- **RECORD EXTRACTS**
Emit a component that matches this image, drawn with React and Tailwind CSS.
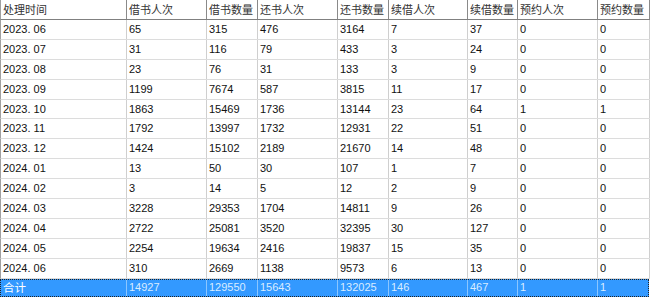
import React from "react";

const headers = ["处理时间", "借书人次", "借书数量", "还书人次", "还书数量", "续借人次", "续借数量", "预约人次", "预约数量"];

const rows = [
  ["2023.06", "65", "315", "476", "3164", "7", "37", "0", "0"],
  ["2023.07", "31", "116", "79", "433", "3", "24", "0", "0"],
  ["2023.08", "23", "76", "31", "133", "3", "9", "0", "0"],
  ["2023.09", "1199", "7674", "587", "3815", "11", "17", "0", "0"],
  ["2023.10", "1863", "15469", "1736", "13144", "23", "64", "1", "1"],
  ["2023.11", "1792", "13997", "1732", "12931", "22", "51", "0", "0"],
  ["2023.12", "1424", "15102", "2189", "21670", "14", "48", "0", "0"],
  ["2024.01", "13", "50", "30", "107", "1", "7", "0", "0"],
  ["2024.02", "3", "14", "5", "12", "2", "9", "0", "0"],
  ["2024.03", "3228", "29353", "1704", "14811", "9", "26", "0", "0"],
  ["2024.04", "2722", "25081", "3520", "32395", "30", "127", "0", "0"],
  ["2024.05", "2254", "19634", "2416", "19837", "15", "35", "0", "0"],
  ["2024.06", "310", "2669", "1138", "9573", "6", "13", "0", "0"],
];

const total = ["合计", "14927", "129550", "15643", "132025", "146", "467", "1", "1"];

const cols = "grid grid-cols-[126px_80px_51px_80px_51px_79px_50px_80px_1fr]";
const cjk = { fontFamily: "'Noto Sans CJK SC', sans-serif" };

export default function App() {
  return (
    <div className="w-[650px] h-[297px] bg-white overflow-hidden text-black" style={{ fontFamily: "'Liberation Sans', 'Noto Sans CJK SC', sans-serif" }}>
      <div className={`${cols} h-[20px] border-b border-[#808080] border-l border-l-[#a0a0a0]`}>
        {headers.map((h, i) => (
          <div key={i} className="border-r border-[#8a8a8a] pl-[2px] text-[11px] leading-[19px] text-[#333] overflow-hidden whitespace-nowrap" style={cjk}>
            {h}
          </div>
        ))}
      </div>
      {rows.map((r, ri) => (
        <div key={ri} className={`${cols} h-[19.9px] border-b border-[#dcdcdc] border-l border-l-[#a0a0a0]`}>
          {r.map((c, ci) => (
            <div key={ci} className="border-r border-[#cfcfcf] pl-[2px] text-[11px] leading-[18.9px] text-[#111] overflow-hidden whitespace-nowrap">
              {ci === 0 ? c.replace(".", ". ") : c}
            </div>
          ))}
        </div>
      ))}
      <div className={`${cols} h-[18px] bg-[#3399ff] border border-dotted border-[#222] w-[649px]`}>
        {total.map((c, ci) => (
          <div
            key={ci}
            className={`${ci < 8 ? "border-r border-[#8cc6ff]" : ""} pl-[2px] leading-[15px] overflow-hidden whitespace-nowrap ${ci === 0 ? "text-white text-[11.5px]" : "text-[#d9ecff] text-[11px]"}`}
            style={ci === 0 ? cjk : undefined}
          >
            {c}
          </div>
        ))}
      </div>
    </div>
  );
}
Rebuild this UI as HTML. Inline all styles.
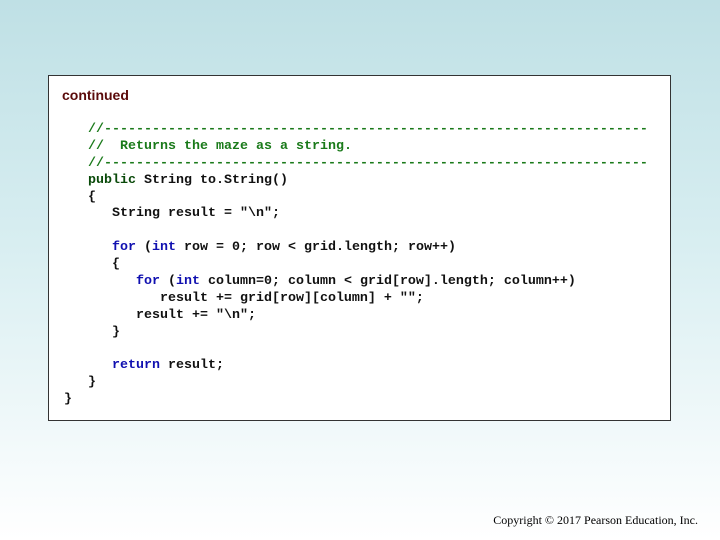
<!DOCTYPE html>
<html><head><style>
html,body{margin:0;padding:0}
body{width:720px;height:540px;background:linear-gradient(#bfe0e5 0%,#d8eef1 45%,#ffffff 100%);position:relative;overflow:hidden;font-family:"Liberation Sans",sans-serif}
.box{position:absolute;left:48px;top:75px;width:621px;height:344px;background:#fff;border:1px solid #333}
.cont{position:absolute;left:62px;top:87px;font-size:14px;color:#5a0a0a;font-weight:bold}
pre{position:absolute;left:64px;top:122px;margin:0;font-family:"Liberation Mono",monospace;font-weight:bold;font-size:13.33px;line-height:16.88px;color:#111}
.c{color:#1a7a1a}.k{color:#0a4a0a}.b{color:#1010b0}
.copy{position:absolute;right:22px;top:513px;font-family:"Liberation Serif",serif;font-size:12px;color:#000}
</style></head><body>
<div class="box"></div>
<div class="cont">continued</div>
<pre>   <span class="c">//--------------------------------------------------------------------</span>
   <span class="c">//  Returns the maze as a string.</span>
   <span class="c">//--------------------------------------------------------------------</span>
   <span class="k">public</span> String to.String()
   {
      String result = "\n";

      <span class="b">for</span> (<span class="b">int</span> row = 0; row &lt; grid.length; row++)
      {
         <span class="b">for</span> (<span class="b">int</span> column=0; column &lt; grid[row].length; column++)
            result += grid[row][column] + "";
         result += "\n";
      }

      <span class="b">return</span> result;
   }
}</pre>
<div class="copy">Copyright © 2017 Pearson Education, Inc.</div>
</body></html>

- **WHAT YOU SHOULD DO**
Search the entries for the word "React" and pick out every line that holds it.

- **EXPECTED ANSWER**
Emit a component that matches this image, drawn with React and Tailwind CSS.
import React from "react";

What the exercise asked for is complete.